Another matter for concern is the evolution and increasing sophistication of counterfeiters, who are providing parts that require equipment as complex and expensive as electron microscopes to detect.
Meanwhile, the fundamental condition that led to the current predicament for the Pentagon has not changed -- nor will it any time soon.
The military is not prepared to upgrade its hardware stocks, meaning the problem of seeking out reliable electronics will continue indefinitely into the future.
While the entire semiconductor industry is the U.S. is massive -- about $150 billion last year, around five times larger than the entire music industry -- the defense share of that business is less than 1 percent. Private companies that rely on international sales and civilian business have little incentive to cater specifically to the military or keep around large piles of old equipment.
As a result, electronic waste from North America will continue heading to China for the indefinite future, and the Chinese government will be slow to curtail a thriving industry.
Experts remain split on who should take blame for the current situation. Smaller American suppliers have shown a willingness to seek out cheap products from China, and it would be ridiculous to think they have no understanding of the risks involved in sourcing from a poorly regulated market.
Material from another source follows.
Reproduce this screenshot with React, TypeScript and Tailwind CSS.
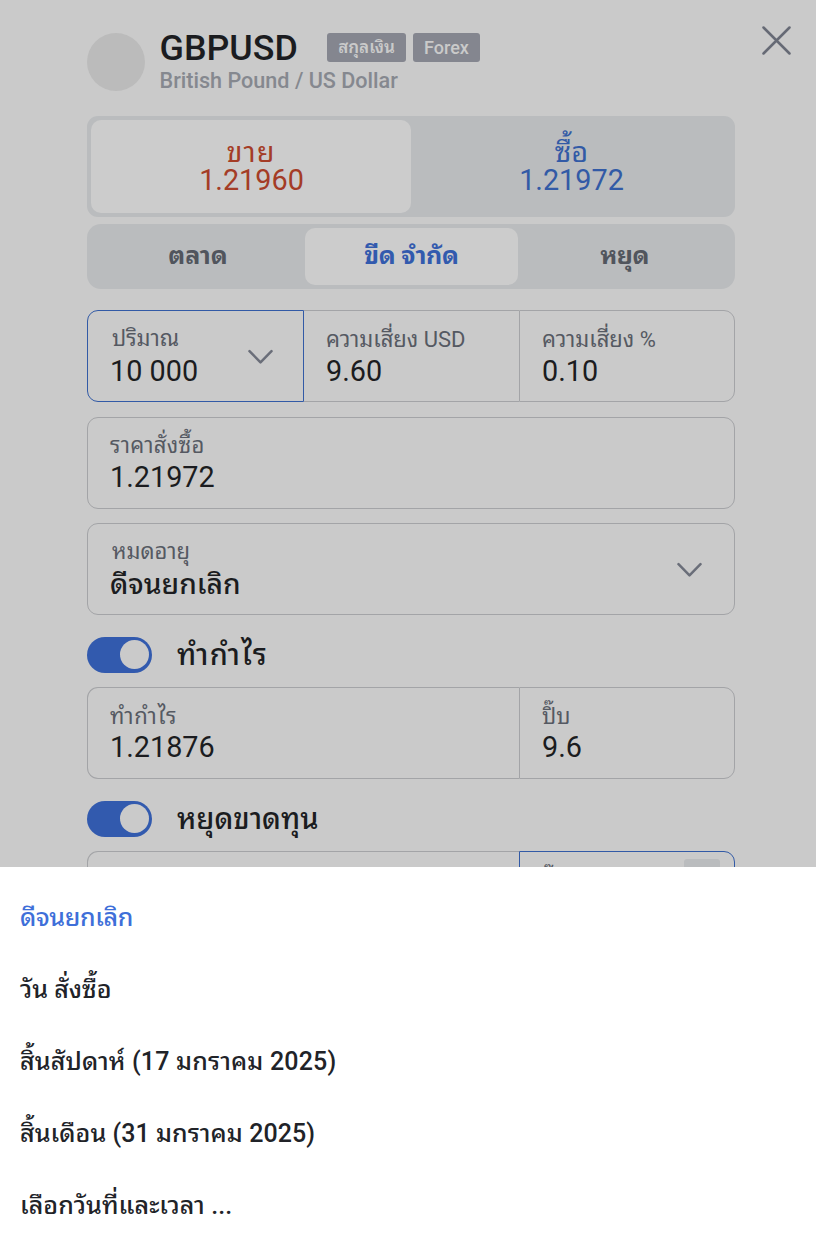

The U.S. government was slow in previous years in holding contractors accountable. Additionally, Chinese authorities have looked the other way for years as companies put suspect equipment into the market.
According to the GAO's Neumann, a solution to the problem needs to come from a universal approach. Attacking only one part of the supply chain -- just dishonest domestic suppliers, or just one country in particular -- is unlikely to provide a long-lasting or concrete solution.